In Deutschland selbst wird darüber nachgedacht, ob Entwicklungspolitik sich eher auf erfolgreiche oder auf erfolglose Länder konzentrieren soll, also auf Schwellenländer auf dem Sprung in die Industrialisierung oder auf zerfallene Staaten mit hohem Krisenpotenzial. Jahrzehntelang gehörten die größten Empfänger deutscher Entwicklungshilfe zur ersten Gruppe: Ägypten, China, Indien, Indonesien, zeitweise sogar Jugoslawien. Heute ist Afrika erklärter Schwerpunkt des BMZ, die Finanzströme haben sich verändert – aber das politische Umdenken hinkt hinterher. Das zeigt die Konzentration der Afrikahilfe auf „Schwerpunktländer“ in Afrika, deren Anzahl überdies dieses Jahr weiter reduziert werden soll und bei deren Auswahl Reformer immer den Vorzug erhalten gegenüber Krisenstaaten.
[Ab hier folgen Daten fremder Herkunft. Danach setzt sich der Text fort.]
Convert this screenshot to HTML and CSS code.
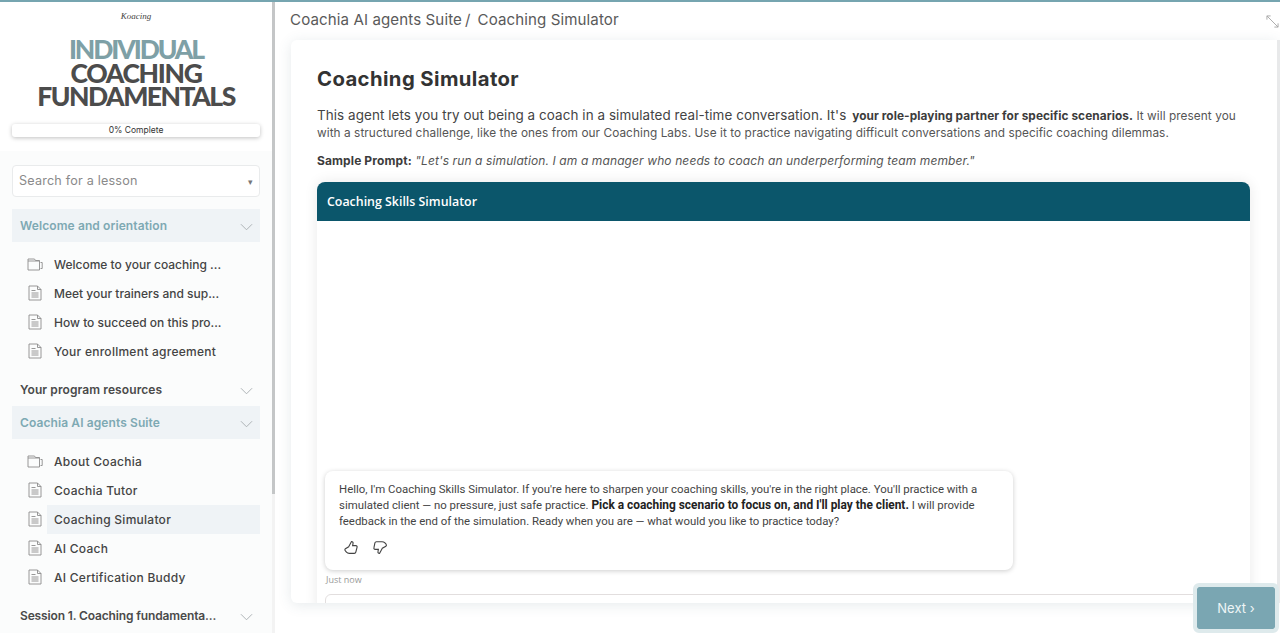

Konzepte dafür, wie man in Ländern ohne funktionierende Verwaltungsapparate arbeitet, sind Mangelware. All diese Grundsatzdiskussionen jedoch können nicht davon ablenken, dass es zunächst darum gehen muss, die großen Versprechungen des Jahres 2005 nicht komplett zu enttäuschen.